The story is flawlessly built up and structured to the final conclusion where John vows to finish the fight. ESB and Halo 2 share a lot in common, the ending pissed a lot of people off at the start but over time people accept it to be a great thing.

Reach was a convoluted mess of reaching Point A to B in a very dull way. There was nothing at all captivating about the environments, the characters and the story. I never once felt like I cared about Noble Team or anyone in the game. There was a chance to make a really interesting campaign, perhaps introduce new people to the novels if they based the game around the events of TFOR and FS. But no, it was a mandated project which resulted in Bungie's ultimate FU to the fans and Microsoft by implementing an abysmal campaign, poor multiplayer, awful maps, half-arsed Forge and custom games.

It's for this reason that I say that ODST was the last good Halo game. ODST was nothing short of perfection in terms of everything it did, in my opinion ODST should have been the 3 year project where we could have seen much more development of the story leading up to The Storm in Halo 3.

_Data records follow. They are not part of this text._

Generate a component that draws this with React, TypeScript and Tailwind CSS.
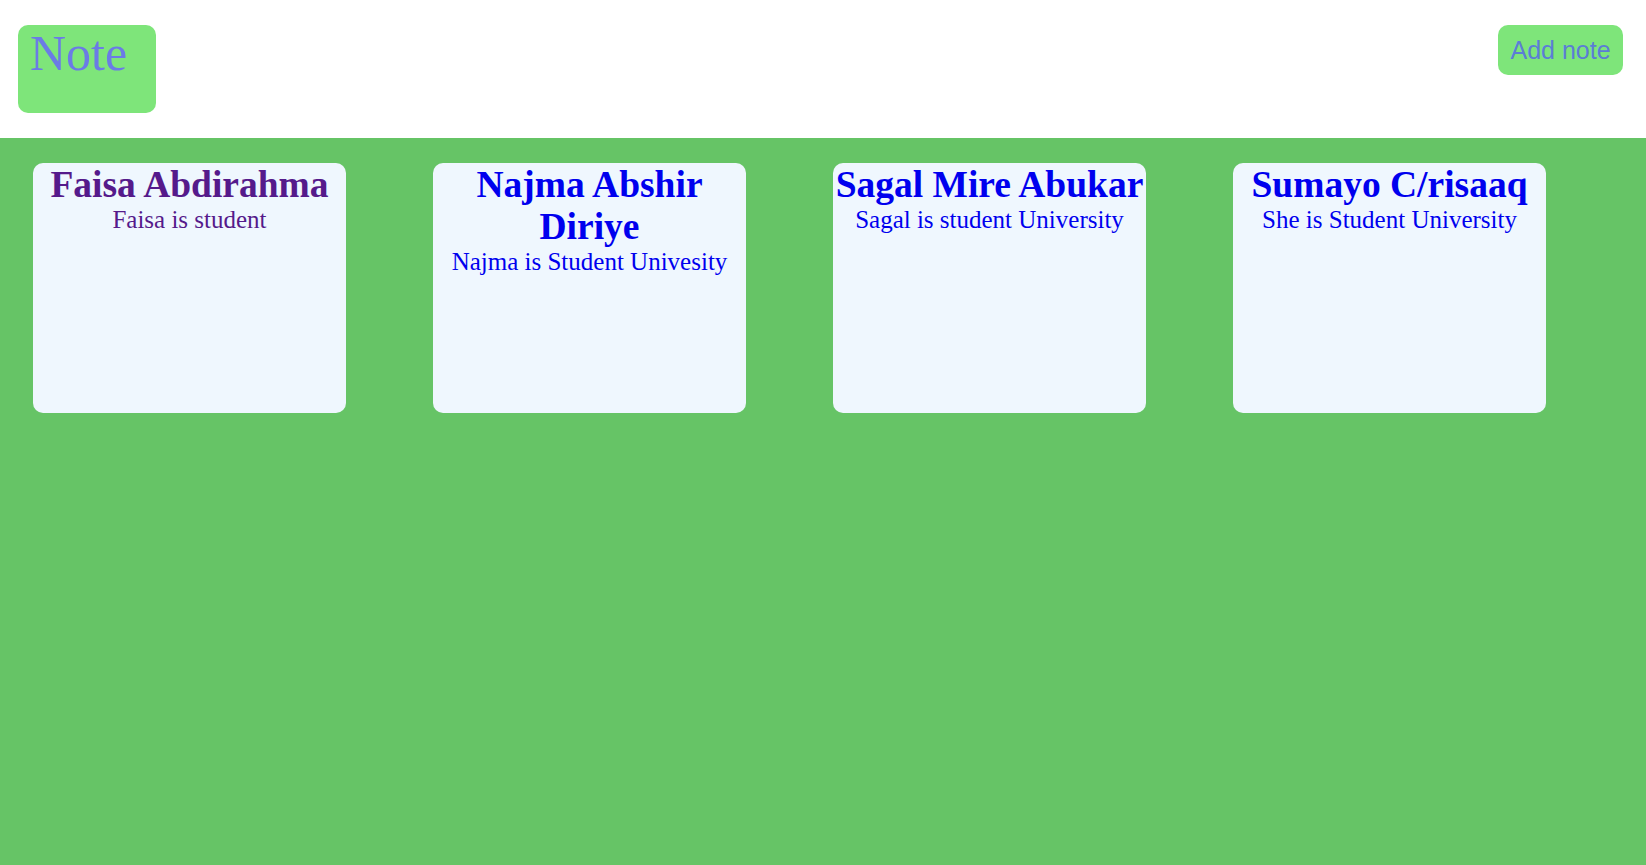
import React from "react";

const notes = [
  { title: "Faisa Abdirahma", body: "Faisa is student", color: "text-[#551a8b]" },
  { title: "Najma Abshir Diriye", body: "Najma is Student Univesity", color: "text-[#0000ee]" },
  { title: "Sagal Mire Abukar", body: "Sagal is student University", color: "text-[#0000ee]" },
  { title: "Sumayo C/risaaq", body: "She is Student University", color: "text-[#0000ee]" },
];

export default function App() {
  return (
    <div className="w-[1646px] h-[865px] flex flex-col bg-white">
      <header className="h-[138px] shrink-0 flex justify-between items-start pt-[25px] pl-[18px] pr-[23px] bg-white">
        <div className="w-[138px] h-[88px] rounded-[10px] bg-[#7ee57a] pl-[12px] pt-[1px] text-[50px] leading-[1.107] text-[#6b7be6] font-['Liberation_Serif',serif]">
          Note
        </div>
        <button className="w-[125px] h-[50px] rounded-[10px] bg-[#7ee57a] flex items-center justify-center pt-[2px] text-[25px] text-[#5b7dd6] font-['Liberation_Sans',Arial,sans-serif]">
          Add note
        </button>
      </header>
      <main className="flex-1 bg-[#66c466] flex items-start gap-[87px] pl-[33px] pt-[25px] font-['Liberation_Serif',serif]">
        {notes.map((n) => (
          <div
            key={n.title}
            className={`w-[313px] h-[250px] shrink-0 rounded-[10px] bg-[#eff7fe] text-center ${n.color}`}
          >
            <div className="text-[37.5px] font-bold leading-[42px] pt-[1px]">{n.title}</div>
            <div className="text-[25px] leading-[1.149]">{n.body}</div>
          </div>
        ))}
      </main>
    </div>
  );
}
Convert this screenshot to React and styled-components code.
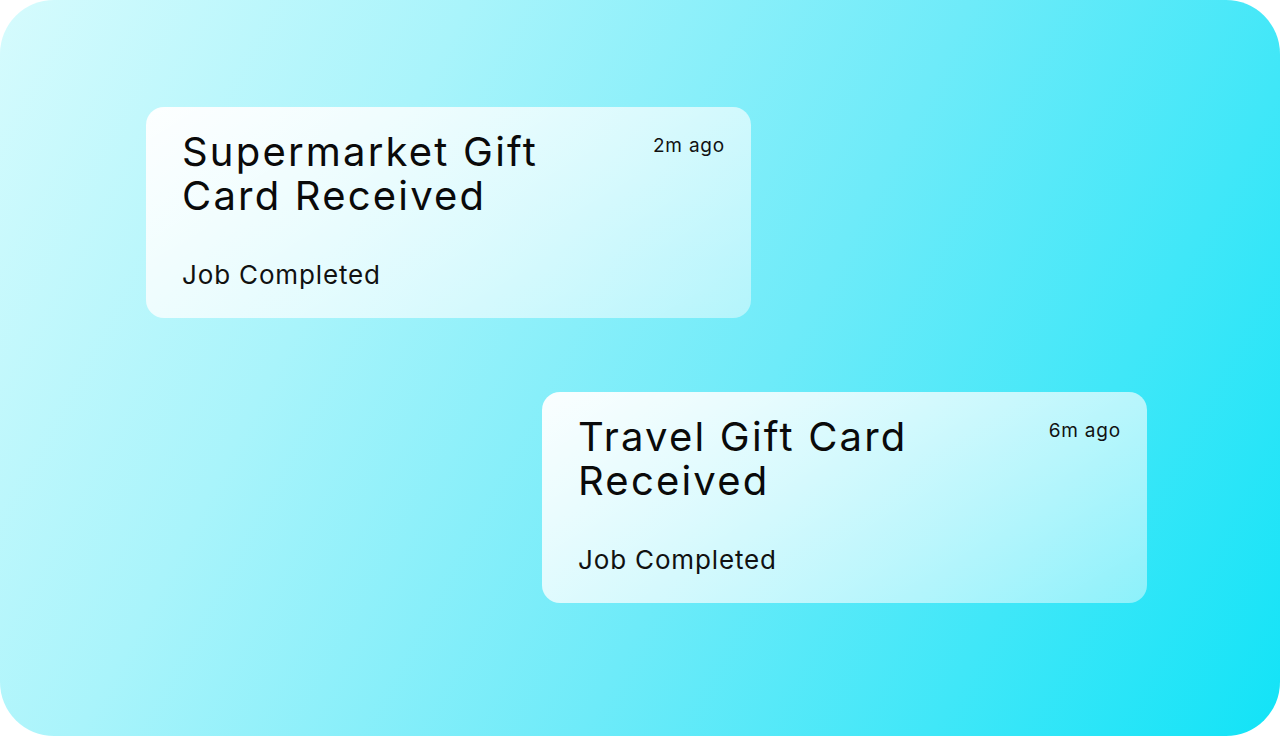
import React from 'react';
import styled, { createGlobalStyle } from 'styled-components';

const GlobalStyle = createGlobalStyle`
  html, body {
    margin: 0;
    padding: 0;
    background: #ffffff;
  }
  body {
    font-family: Inter, "Noto Sans", sans-serif;
    -webkit-font-smoothing: antialiased;
  }
`;

const Stage = styled.div`
  width: 1280px;
  height: 736px;
  box-sizing: border-box;
  border-radius: 54px;
  overflow: hidden;
  padding-top: 107px;
  display: flex;
  flex-direction: column;
  gap: 74px;
  background: linear-gradient(118deg, #d6fbfd 0%, #a9f4fb 28%, #6eebf9 58%, #12e3f7 100%);
`;

const Card = styled.div`
  width: 605px;
  height: 211px;
  box-sizing: border-box;
  margin-left: ${props => props.offset}px;
  padding: 23px 26px 27px 36px;
  border-radius: 18px;
  display: flex;
  flex-direction: column;
  background: linear-gradient(150deg, rgba(255, 255, 255, 0.96) 0%, rgba(255, 255, 255, 0.72) 45%, rgba(255, 255, 255, 0.45) 100%);
`;

const TopRow = styled.div`
  display: flex;
  justify-content: space-between;
  align-items: flex-start;
`;

const Title = styled.h2`
  margin: 0;
  width: 430px;
  font-size: 40px;
  line-height: 44px;
  font-weight: 400;
  color: #0a0a0a;
  letter-spacing: 2.2px;
`;

const Time = styled.span`
  margin-top: 4px;
  font-size: 19px;
  line-height: 24px;
  letter-spacing: 0.8px;
  color: #111;
`;

const Status = styled.div`
  margin-top: auto;
  font-size: 26px;
  line-height: 32px;
  letter-spacing: 0.85px;
  color: #111;
`;

const notifications = [
  { title: 'Supermarket Gift Card Received', time: '2m ago', status: 'Job Completed', offset: 146 },
  { title: 'Travel Gift Card Received', time: '6m ago', status: 'Job Completed', offset: 542 },
];

export default function App() {
  return (
    <>
      <GlobalStyle />
      <Stage>
        {notifications.map(n => (
          <Card key={n.title} offset={n.offset}>
            <TopRow>
              <Title>{n.title}</Title>
              <Time>{n.time}</Time>
            </TopRow>
            <Status>{n.status}</Status>
          </Card>
        ))}
      </Stage>
    </>
  );
}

I can sum this whole thing up with just 2 images...
1
2


I disagree, it was much more fun than Halo 3. I think it was one of the strongest by far, you will not change my mind.

Also it has by far some of the most powerful music in any game I've every played.


I'm not out to change your mind, I just want to illustrate how -blam!- awful the game was - like The Phantom Menace.

The Reach soundtrack was the only good thing about the game (other than Forge World). But even then it was made up of about 5 different tracks that were replayed over and over again, it got dull.

If you want a powerful soundtrack, look no further than ODST or Halo Wars. They are the very definition of powerful soundtracks. Reach's lacked the same ambience as Halo CE and really didn't make me feel like I was in an alien or hostile environment.

[Edited on 05.14.2011 1:26 AM PDT]

  • 05.14.2011 1:24 AM PDT

"I may not be perfect, but always been true."

I seriously don't understand people that hate Reach, they say it sucks, that is a mediocre game and still, most of them are super high ranks on it.

  • 05.14.2011 1:40 AM PDT

By the power of truth, I, while living, have conquered the universe.

Posted by: RKOSNAKE
I seriously don't understand people that hate Reach, they say it sucks, that is a mediocre game and still, most of them are super high ranks on it.


It's not difficult to get to a high rank, you get rewarded for everything you do in it. I play a lot of Forge, I mean a lot which got me to Warrant Office in the first week. Then there's what you get for Commendations and Challenges which give you a big boost too.

I invested time in Reach to try and get into it, but I always end up in Forge World just trying to add some kind of creativity to an otherwise sterile and one-dimensional game.